Two hundred and forty-eight years
ago, a group of American patriots gathered to ratify a document written by
revolutionary firebrand and intellectual Thomas Jefferson that, more than
anything, made abundantly clear their disgust with unaccountable kings deriving
their power from the Almighty. And three days before those patriots’

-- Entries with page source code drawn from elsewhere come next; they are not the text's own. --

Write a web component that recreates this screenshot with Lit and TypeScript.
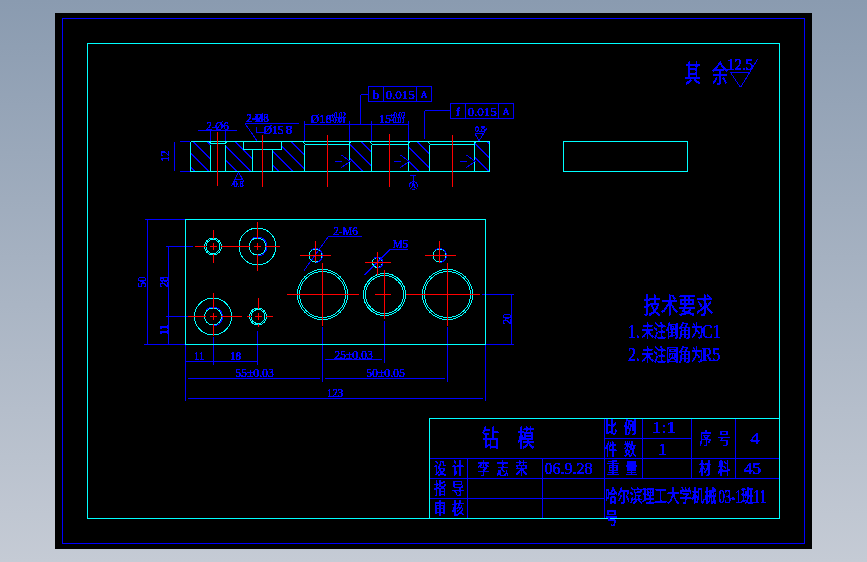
import { LitElement, html, svg, css } from "lit";
import { customElement } from "lit/decorators.js";

type L = [number, number, number, number];

const line = (l: L, c: string) => svg`<line class=${c} x1=${l[0]} y1=${l[1]} x2=${l[2]} y2=${l[3]}></line>`;
const circ = (x: number, y: number, r: number, c = "c") => svg`<circle class=${c} cx=${x} cy=${y} r=${r}></circle>`;
const poly = (p: string, c = "b") => svg`<polyline class=${c} points=${p}></polyline>`;
const arc = (x: number, y: number, r: number) => {
  const a = (-135 * Math.PI) / 180;
  return svg`<path class="b" d="M${x + r * Math.cos(a)} ${y + r * Math.sin(a)} A${r} ${r} 0 1 1 ${x} ${y + r}"></path>`;
};
const t = (x: number, y: number, s: string, size: number, sx = 1, rot = 0, anchor = "middle") =>
  svg`<text text-anchor=${anchor} dominant-baseline="central" font-size=${size} transform="translate(${x} ${y}) rotate(${rot}) scale(${sx} 1)">${s}</text>`;

// CJK title-block glyphs: tall, condensed
const cj = (x: number, y: number, s: string) => t(x, y, s, 16, 0.76);
const num = (x: number, y: number, s: string, sx = 1.05) => t(x, y, s, 17, sx);
const dim = (x: number, y: number, s: string, sx = 0.9, rot = 0) => t(x, y, s, 13, sx, rot);

// Centre cross with the dash-gap-dash pattern of a centre line
const cross = (cx: number, cy: number, x1: number, x2: number, y1: number, y2: number, half = 3.5, gap = 4): L[] => [
  [x1, cy, cx - half - gap, cy], [cx - half, cy, cx + half, cy], [cx + half + gap, cy, x2, cy],
  [cx, y1, cx, cy - half - gap], [cx, cy - half, cx, cy + half], [cx, cy + half + gap, cx, y2],
];

const cyanLines: L[] = [
  [190.5, 141.5, 489.5, 141.5], [190.5, 171.5, 489.5, 171.5], [190.5, 141.5, 190.5, 171.5], [489.5, 141.5, 489.5, 171.5],
  [210.5, 144.5, 210.5, 171.5], [225.5, 144.5, 225.5, 171.5], [209, 141.5, 211, 143.5], [227, 141.5, 225, 143.5], [211, 143.5, 225, 143.5],
  [243.5, 141.5, 243.5, 149.5], [281.5, 141.5, 281.5, 149.5], [243.5, 149.5, 281.5, 149.5], [252.5, 149.5, 252.5, 171.5], [272.5, 149.5, 272.5, 171.5],
  [304.5, 144.5, 304.5, 171.5], [349.5, 144.5, 349.5, 171.5], [304.5, 144.5, 349.5, 144.5], [303, 141.5, 305.5, 144.5], [351, 141.5, 348.5, 144.5],
  [371.5, 144.5, 371.5, 171.5], [408.5, 144.5, 408.5, 171.5], [371.5, 144.5, 408.5, 144.5], [370, 141.5, 372.5, 144.5], [410, 141.5, 407.5, 144.5],
  [429.5, 144.5, 429.5, 171.5], [474.5, 144.5, 474.5, 171.5], [429.5, 144.5, 474.5, 144.5], [428, 141.5, 430.5, 144.5], [476, 141.5, 473.5, 144.5],
];

const redLines: L[] = [
  [217.5, 132, 217.5, 186], [262.5, 135, 262.5, 187], [327.5, 135, 327.5, 187], [389.5, 134, 389.5, 187], [452.5, 135, 452.5, 187],
  ...cross(213, 246.5, 195, 231, 230, 263),
  ...cross(257.5, 246.5, 226, 280, 222, 271),
  ...cross(213, 316.5, 188, 242, 293, 336),
  ...cross(258, 316.5, 247, 273, 298, 327),
  [287, 294.5, 359, 294.5], [322.5, 263, 322.5, 326],
  [375, 294.5, 391, 294.5], [406, 294.5, 480, 294.5], [384.5, 270, 384.5, 319],
  [447.5, 263, 447.5, 326],
  [300, 255.5, 331, 255.5], [315.5, 241, 315.5, 262],
  [365, 262.5, 391, 262.5], [377.5, 252, 377.5, 275],
  [425, 255.5, 456, 255.5], [439.5, 241, 439.5, 263],
];

const blueLines: L[] = [
  // section: dimensions
  [180, 141.5, 190, 141.5], [180, 171.5, 190, 171.5], [174.5, 142, 174.5, 171],
  [198, 130.5, 237, 130.5], [210.5, 130, 210.5, 141], [225.5, 130, 225.5, 141],
  [245, 123.5, 299, 123.5], [245, 123.5, 257.5, 141.5],
  [304.5, 121, 304.5, 141], [349.5, 121, 349.5, 141], [304.5, 124.5, 349.5, 124.5],
  [371.5, 121, 371.5, 141], [408.5, 121, 408.5, 141], [371.5, 124.5, 408.5, 124.5], [349.5, 124.5, 371.5, 124.5],
  [368, 94.5, 360.5, 94.5], [360.5, 94.5, 360.5, 124.5],
  [450, 110.5, 424.5, 110.5], [424.5, 110.5, 424.5, 138.5],
  [383.5, 86.5, 383.5, 101.5], [416.5, 86.5, 416.5, 101.5],
  [465.5, 103.5, 465.5, 118.5], [498.5, 103.5, 498.5, 118.5],
  [410, 175.5, 416, 175.5], [413.5, 175.5, 413.5, 181.5],
  [238.5, 172, 231.5, 186], [238.5, 172, 244, 182], [235, 179, 242, 179],
  // plan view: dimensions
  [145, 219.5, 185, 219.5], [144, 344.5, 185, 344.5], [147.5, 220, 147.5, 344],
  [166, 246.5, 193, 246.5], [166, 316.5, 190, 316.5], [168.5, 247, 168.5, 344],
  [185.5, 345, 185.5, 401], [485.5, 345, 485.5, 401], [213, 337, 213, 365], [257.5, 331, 257.5, 365],
  [322.5, 327, 322.5, 382], [384.5, 321, 384.5, 363], [447.5, 327, 447.5, 382],
  [186, 361.5, 257, 361.5], [188, 378.5, 320, 378.5], [188, 398.5, 483, 398.5],
  [325, 359.5, 382, 359.5], [325, 378.5, 445, 378.5],
  [482, 294.5, 513.5, 294.5], [486, 344.5, 513.5, 344.5], [511.5, 295, 511.5, 344],
  [328.5, 236.5, 361.5, 236.5], [328.5, 236.5, 304, 270.5],
  [390, 249.5, 408, 249.5], [390, 249.5, 364.5, 275],
  // title block
  [604.5, 418.5, 604.5, 518.5], [642.5, 418.5, 642.5, 478.5], [691.5, 418.5, 691.5, 478.5], [735.5, 418.5, 735.5, 478.5],
  [604.5, 438.5, 691.5, 438.5], [430, 458.5, 779, 458.5], [430, 478.5, 779, 478.5], [430, 498.5, 604.5, 498.5],
  [467.5, 458.5, 467.5, 518.5], [542.5, 458.5, 542.5, 518.5],
  // roughness mark top right
  [730.5, 72.5, 749.5, 72.5], [730.5, 72.5, 740.5, 87.5], [740.5, 87.5, 757.5, 59.5],
  [475, 133.5, 479, 141], [479, 141, 487, 128], [475, 133.5, 484, 133.5],
];

const hatchRegions = "M190.5 141.5H210.5V171.5H190.5Z M225.5 141.5H243.5V149.5H252.5V171.5H225.5Z M272.5 149.5H281.5V141.5H304.5V171.5H272.5Z M349.5 141.5H371.5V171.5H349.5Z M408.5 141.5H429.5V171.5H408.5Z M474.5 141.5H489.5V171.5H474.5Z";
const hatch: L[] = Array.from({ length: 24 }, (_, i) => {
  const x = 165 + i * 14;
  return [x, 141.5, x + 30, 171.5] as L;
});

const sideMark = (x: number) => svg`
  <polyline class="b" points="${x + 6.5},155 ${x + 15},161.5 ${x + 6.5},167.5"></polyline>
  <line class="b" x1=${x + 6.5} y1="161.5" x2=${x} y2="161.5"></line>
  ${t(x + 3.5, 157.5, "3.2", 7, 1)}
  ${t(x + 3.5, 165, "3.2", 7, 1)}`;

@customElement("app-root")
export class AppRoot extends LitElement {
  static styles = css`
    :host {
      display: block;
      height: 562px;
      padding: 13px 55px;
      box-sizing: border-box;
      background: linear-gradient(180deg, #8a9bb0 0%, #c5cbd5 100%);
    }
    .sheet {
      display: block;
      width: 757px;
      height: 536px;
      background: #000;
    }
    line, polyline, rect, circle, path {
      fill: none;
      stroke-width: 1;
      shape-rendering: crispEdges;
    }
    .c { stroke: #00ffff; }
    .b { stroke: #0000ff; }
    .r { stroke: #ff0000; }
    .labels text {
      fill: #0000ff;
      stroke: #0000ff;
      stroke-width: 0.25;
      font-family: "Liberation Serif", "Noto Sans CJK SC", serif;
    }
  `;

  render() {
    return html`<svg class="sheet" viewBox="55 13 757 536" xmlns="http://www.w3.org/2000/svg">
      <defs>
        <clipPath id="solid"><path d=${hatchRegions}></path></clipPath>
        <filter id="alias" x="0" y="0" width="100%" height="100%" color-interpolation-filters="sRGB">
          <feComponentTransfer><feFuncA type="discrete" tableValues="0 1 1"></feFuncA></feComponentTransfer>
        </filter>
      </defs>
      <rect class="b" x="62.5" y="18.5" width="742" height="525"></rect>
      <rect class="c" x="87.5" y="43.5" width="692" height="475"></rect>
      <rect class="c" x="563.5" y="141.5" width="124" height="30"></rect>
      <g clip-path="url(#solid)">${hatch.map((l) => line(l, "b"))}</g>
      ${blueLines.map((l) => line(l, "b"))}
      <rect class="b" x="368.5" y="86.5" width="63" height="15"></rect>
      <rect class="b" x="450.5" y="103.5" width="63" height="15"></rect>
      ${poly("256.5,127 256.5,132.5 264,132.5 264,127")}
      ${poly("286,126.5 292,126.5")}
      ${circ(413.5, 185.5, 4, "b")}
      ${cyanLines.map((l) => line(l, "c"))}
      <rect class="c" x="185.5" y="219.5" width="300" height="125"></rect>
      <rect class="c" x="429.5" y="418.5" width="350" height="100"></rect>
      ${circ(213, 246.5, 8.5)}${circ(213, 246.5, 7)}
      ${circ(257.5, 246.5, 18.5)}${circ(257.5, 246.5, 8.5)}${arc(257.5, 246.5, 9.5)}
      ${circ(213, 316.5, 18.5)}${circ(213, 316.5, 8.5)}${arc(213, 316.5, 9.5)}
      ${circ(258, 316.5, 8.5)}${circ(258, 316.5, 7)}
      ${circ(322.5, 294.5, 25)}${circ(322.5, 294.5, 23)}
      ${circ(384.5, 294.5, 21)}${circ(384.5, 294.5, 19)}
      ${circ(447.5, 294.5, 25)}${circ(447.5, 294.5, 23)}
      ${circ(315.5, 255.5, 6.5)}${arc(315.5, 255.5, 7)}
      ${circ(377.5, 262.5, 5)}${arc(377.5, 262.5, 5.5)}
      ${circ(439.5, 255.5, 6.5)}${arc(439.5, 255.5, 7)}
      ${redLines.map((l) => line(l, "r"))}
      ${sideMark(335)}${sideMark(394)}${sideMark(460)}
      <g class="labels" filter="url(#alias)">
        ${dim(165, 156, "12", 0.85, -90)}
        ${dim(217.5, 126, "2-Ø6", 0.85)}
        ${dim(257.5, 117.5, "2-Ø8", 0.85)}
        ${dim(257.5, 117.5, "2-M8", 0.75)}
        ${dim(273.5, 129.5, "Ø15", 0.9)}
        ${dim(289, 129.5, "8", 1)}
        ${t(321, 119, "Ø18", 13, 0.95)}
        ${t(338, 115, "+0.02", 8, 0.85)}
        ${t(338, 120, "-0.01", 8, 0.9)}
        ${t(385, 119, "15", 13, 0.9)}
        ${t(397.5, 115, "+0.02", 8, 0.85)}
        ${t(397.5, 120, "-0.01", 8, 0.9)}
        ${t(376, 94, "b", 13)}
        ${dim(400, 94, "0.015", 1)}
        ${t(424, 94, "A", 11, 0.9)}
        ${t(458, 111, "f", 13)}
        ${dim(482, 111, "0.015", 1)}
        ${t(506, 111, "A", 11, 0.9)}
        ${t(238.5, 184, "0.8", 8, 1)}
        ${t(480, 129, "0.8", 8, 1)}
        ${t(413.5, 185.5, "A", 7.5, 0.9)}
        ${dim(142, 282, "50", 0.85, -90)}
        ${dim(163.5, 282, "28", 0.85, -90)}
        ${dim(163.5, 330, "11", 0.85, -90)}
        ${dim(199, 356, "11", 0.85)}
        ${dim(235.5, 356, "18", 0.85)}
        ${dim(254.5, 373, "55±0.03")}
        ${dim(335, 393, "123", 0.85)}
        ${dim(353.5, 354.5, "25±0.03")}
        ${dim(385.5, 373, "50±0.05")}
        ${dim(506.5, 319, "20", 0.85, -90)}
        ${dim(345.5, 231, "2-M6", 0.85)}
        ${dim(400.5, 244, "M5", 0.85)}
        ${t(693, 74, "其", 24, 0.68)}
        ${t(720, 74, "余", 24, 0.68)}
        ${t(740, 64.5, "12.5", 16, 0.93)}
        ${t(652, 305, "技", 22, 0.78)}
        ${t(669.5, 305, "术", 22, 0.78)}
        ${t(687, 305, "要", 22, 0.78)}
        ${t(704.5, 305, "求", 22, 0.78)}
        ${t(628, 331.5, "1.", 19, 0.82, 0, "start")}
        ${t(641.5, 331.5, "未注倒角为", 16.5, 0.75, 0, "start")}
        ${t(702, 331.5, "C1", 19, 0.82, 0, "start")}
        ${t(628, 355, "2.", 19, 0.82, 0, "start")}
        ${t(641.5, 355, "未注圆角为", 16.5, 0.75, 0, "start")}
        ${t(702, 355, "R5", 19, 0.82, 0, "start")}
        ${t(490.5, 438, "钻", 23, 0.74)}
        ${t(526, 438, "模", 23, 0.74)}
        ${cj(611, 427.5, "比")}
        ${cj(630, 427.5, "例")}
        ${num(664, 427.5, "1:1", 1.1)}
        ${cj(611, 449, "件")}
        ${cj(630, 449, "数")}
        ${num(662.5, 449, "1")}
        ${cj(705.5, 438, "序")}
        ${cj(724, 438, "号")}
        ${num(755, 438, "4")}
        ${cj(440, 468.5, "设")}
        ${cj(458, 468.5, "计")}
        ${cj(483.5, 468.5, "李")}
        ${cj(502.5, 468.5, "志")}
        ${cj(521.5, 468.5, "荣")}
        ${t(568.5, 468.5, "06.9.28", 16, 1)}
        ${cj(613, 468.5, "重")}
        ${cj(631.5, 468.5, "量")}
        ${cj(705, 468.5, "材")}
        ${cj(724, 468.5, "料")}
        ${num(752.5, 468.5, "45", 1)}
        ${cj(440, 488.5, "指")}
        ${cj(458, 488.5, "导")}
        ${cj(440, 508, "审")}
        ${cj(458, 508, "核")}
        ${t(605, 496.5, "哈尔滨理工大学机械", 17, 0.73, 0, "start")}
        ${t(718.5, 496.5, "03-1", 19, 0.66, 0, "start")}
        ${t(741, 496.5, "班", 17, 0.75, 0, "start")}
        ${t(753, 496.5, "11", 19, 0.75, 0, "start")}
        ${t(611.5, 518, "号", 17, 0.75)}
      </g>
    </svg>`;
  }
}
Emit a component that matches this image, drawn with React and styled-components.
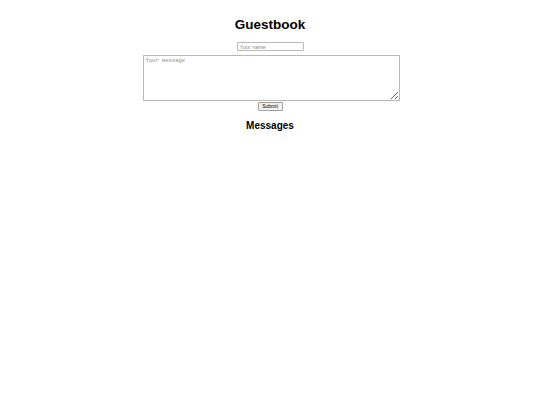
import styled, { createGlobalStyle } from "styled-components";

const GlobalStyle = createGlobalStyle`
  html, body {
    margin: 0;
    padding: 0;
    background: #ffffff;
  }
  body {
    font-family: "Liberation Sans", Arial, sans-serif;
    color: #000000;
  }
`;

const Page = styled.main`
  display: flex;
  flex-direction: column;
  align-items: center;
  padding-top: 17px;
`;

const Title = styled.h1`
  margin: 0;
  font-size: 13.5px;
  line-height: 16px;
  font-weight: bold;
`;

const Form = styled.form`
  display: flex;
  flex-direction: column;
  align-items: center;
  margin-top: 9px;
`;

const NameInput = styled.input`
  box-sizing: border-box;
  width: 67px;
  height: 9px;
  padding: 0 2px;
  border: 1px solid #b8b8b8;
  border-radius: 1px;
  font-family: "Liberation Sans", Arial, sans-serif;
  font-size: 5.5px;
  outline: none;

  &::placeholder {
    color: #8a8a8a;
  }
`;

const MessageArea = styled.textarea`
  box-sizing: border-box;
  width: 257px;
  height: 46px;
  margin: 4px 0 0 2px;
  padding: 1px 2px;
  border: 1px solid #b8b8b8;
  font-family: "Liberation Mono", "Courier New", monospace;
  font-size: 5.5px;
  resize: both;
  outline: none;

  &::placeholder {
    color: #8a8a8a;
  }
`;

const SubmitButton = styled.button`
  box-sizing: border-box;
  width: 25px;
  height: 9px;
  margin-top: 1px;
  padding: 0;
  border: 1px solid #a0a0a0;
  border-radius: 1px;
  background: #efefef;
  font-family: "Liberation Sans", Arial, sans-serif;
  font-size: 5px;
  line-height: 7px;
  color: #000;
`;

const SubTitle = styled.h2`
  margin: 9px 0 0;
  font-size: 10px;
  line-height: 12px;
  font-weight: bold;
`;

export default function App() {
  return (
    <>
      <GlobalStyle />
      <Page>
        <Title>Guestbook</Title>
        <Form onSubmit={(e) => e.preventDefault()}>
          <NameInput type="text" placeholder="Your name" />
          <MessageArea placeholder="Your message" />
          <SubmitButton type="submit">Submit</SubmitButton>
        </Form>
        <SubTitle>Messages</SubTitle>
      </Page>
    </>
  );
}
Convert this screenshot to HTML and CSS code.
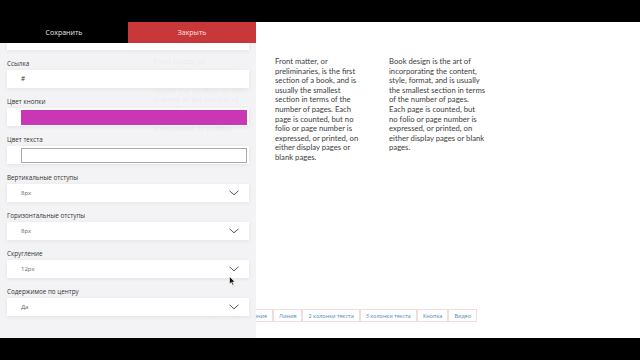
FILE: index.html
```html
<!DOCTYPE html>
<html lang="ru">
<head>
<meta charset="utf-8">
<title>Редактор</title>
<link rel="stylesheet" href="styles.css">
</head>
<body>
<div class="bar"></div>
<div class="stage">
  <main class="page">
    <div class="cols">
      <p class="col ghost">Front matter, or preliminaries, is the first section of a book, and is usually the smallest section in terms of the number of pages. Each page is counted, but no folio or page number is expressed, or printed.</p>
      <p class="col c1">Front matter, or<br>preliminaries, is the first<br>section of a book, and is<br>usually the smallest<br>section in terms of the<br>number of pages. Each<br>page is counted, but no<br>folio or page number is<br>expressed, or printed, on<br>either display pages or<br>blank pages.</p>
      <p class="col c2">Book design is the art of<br>incorporating the content,<br>style, format, and is usually<br>the smallest section in terms<br>of the number of pages.<br>Each page is counted, but<br>no folio or page number is<br>expressed, or printed, on<br>either display pages or blank<br>pages.</p>
    </div>
    <nav class="tabs">
      <span class="tab">Текст</span>
      <span class="tab">Изображение</span>
      <span class="tab">Линия</span>
      <span class="tab">2 колонки текста</span>
      <span class="tab">3 колонки текста</span>
      <span class="tab">Кнопка</span>
      <span class="tab">Видео</span>
    </nav>
  </main>
  <aside class="panel">
    <div class="head">
      <button class="btn save">Сохранить</button>
      <button class="btn close">Закрыть</button>
    </div>
    <div class="form">
      <div class="field partial"></div>
      <div class="group">
        <div class="label">Ссылка</div>
        <div class="field input">#</div>
      </div>
      <div class="group">
        <div class="label">Цвет кнопки</div>
        <div class="field color"><span class="swatch magenta"></span></div>
      </div>
      <div class="group">
        <div class="label">Цвет текста</div>
        <div class="field color"><span class="swatch white"></span></div>
      </div>
      <div class="group">
        <div class="label">Вертикальные отступы</div>
        <div class="field select"><span>8px</span><svg class="chev" width="10" height="6" viewBox="0 0 10 6"><polyline points="0.5,0.8 5,4.8 9.5,0.8" fill="none" stroke="#444" stroke-width="0.9"/></svg></div>
      </div>
      <div class="group">
        <div class="label">Горизонтальные отступы</div>
        <div class="field select"><span>8px</span><svg class="chev" width="10" height="6" viewBox="0 0 10 6"><polyline points="0.5,0.8 5,4.8 9.5,0.8" fill="none" stroke="#444" stroke-width="0.9"/></svg></div>
      </div>
      <div class="group">
        <div class="label">Скругление</div>
        <div class="field select"><span>12px</span><svg class="chev" width="10" height="6" viewBox="0 0 10 6"><polyline points="0.5,0.8 5,4.8 9.5,0.8" fill="none" stroke="#444" stroke-width="0.9"/></svg></div>
      </div>
      <div class="group">
        <div class="label">Содержимое по центру</div>
        <div class="field select"><span>Да</span><svg class="chev" width="10" height="6" viewBox="0 0 10 6"><polyline points="0.5,0.8 5,4.8 9.5,0.8" fill="none" stroke="#444" stroke-width="0.9"/></svg></div>
      </div>
    </div>
  </aside>
  <svg class="cursor" width="7" height="10" viewBox="0 0 7 10"><path d="M0.5 0.5 L0.5 8 L2.3 6.4 L3.6 9.3 L4.8 8.8 L3.6 6 L6 6 Z" fill="#111" stroke="#fff" stroke-width="0.6"/></svg>
</div>
<div class="bar"></div>
</body>
</html>
```
FILE: styles.css
```css
* { box-sizing: border-box; }
html, body { margin: 0; padding: 0; }
body {
  background: #000;
  width: 640px;
  height: 360px;
  overflow: hidden;
  font-family: "Open Sans", "Liberation Sans", sans-serif;
}
.bar { height: 22px; background: #000; }
.stage {
  position: relative;
  height: 316px;
  background: #fff;
}
.page {
  height: 316px;
  display: flex;
  flex-direction: column;
  background: #fff;
}
.cols {
  display: flex;
  padding: 35px 0 0 153px;
}
.col {
  margin: 0;
  width: 96px;
  font-family: Lato, "Open Sans", sans-serif;
  font-size: 7.7px;
  line-height: 9.6px;
  color: #3c3c3c;
  white-space: nowrap;
}
.ghost {
  width: 96px;
  margin-right: 26px;
  white-space: normal;
  color: #555;
}
.c2 { margin-left: 18px; }
.tabs {
  margin-top: auto;
  margin-bottom: 16px;
  display: flex;
  justify-content: flex-end;
  gap: 0;
  padding-right: 163px;
}
.tab {
  height: 13px;
  line-height: 12px;
  padding: 0 5px;
  border: 1px solid #f3dcdc;
  font-size: 5.5px;
  color: #4d86c0;
  white-space: nowrap;
}
.panel {
  position: absolute;
  top: 0;
  left: 0;
  width: 256px;
  height: 316px;
  background: rgba(242, 242, 244, 0.95);
}
.head { display: flex; height: 21px; }
.btn {
  flex: 1;
  border: 0;
  margin: 0;
  padding: 0;
  font-family: inherit;
  font-size: 7px;
  color: #fff;
}
.save { background: #000; color: #e8e8e8; }
.close { background: #c8383b; color: #fbe3e3; }
.form { padding: 0 7px; }
.field {
  background: #fff;
  box-shadow: 0 1px 4px rgba(0, 0, 0, 0.07);
  height: 18px;
}
.partial { height: 7px; }
.group { margin-top: 8px; }
.label {
  height: 12px;
  line-height: 12px;
  font-size: 6.3px;
  color: #333;
}
.input {
  padding-left: 14px;
  font-size: 6.3px;
  line-height: 18px;
  color: #333;
}
.color {
  display: flex;
  align-items: center;
  padding: 0 2px 0 14px;
}
.swatch { flex: 1; height: 15px; }
.magenta { background: #c936b6; }
.white { background: #fff; border: 1px solid #a8a8a8; }
.select {
  display: flex;
  align-items: center;
  justify-content: space-between;
  padding: 0 10px 0 14px;
  font-size: 6px;
  color: #666;
}
.chev { display: block; }
.cursor {
  position: absolute;
  left: 229px;
  top: 254px;
}
```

descendants celebrated the Declaration of Independence this month, the Supreme
Court of the United States in a burst of judicial activism restored the very monarchial
malignancy our forefathers fought against in the American Revolution. It recast
the American presidency in a way that 18th century Tories and turncoats might
have celebrated.
In a ruling that
will forever define the legacy of the Roberts court, Chief Justice John Roberts
wrote a long, tortuous opinion in Trump v. United States that violates
the fundamental, all-American principle that presidents be as accountable under
the law as the rest of us. It instead allows immunity loopholes for all sorts
of corruption and criminality by a president if he or she can pass off such
malfeasance as "official acts." One can actually feel Roberts’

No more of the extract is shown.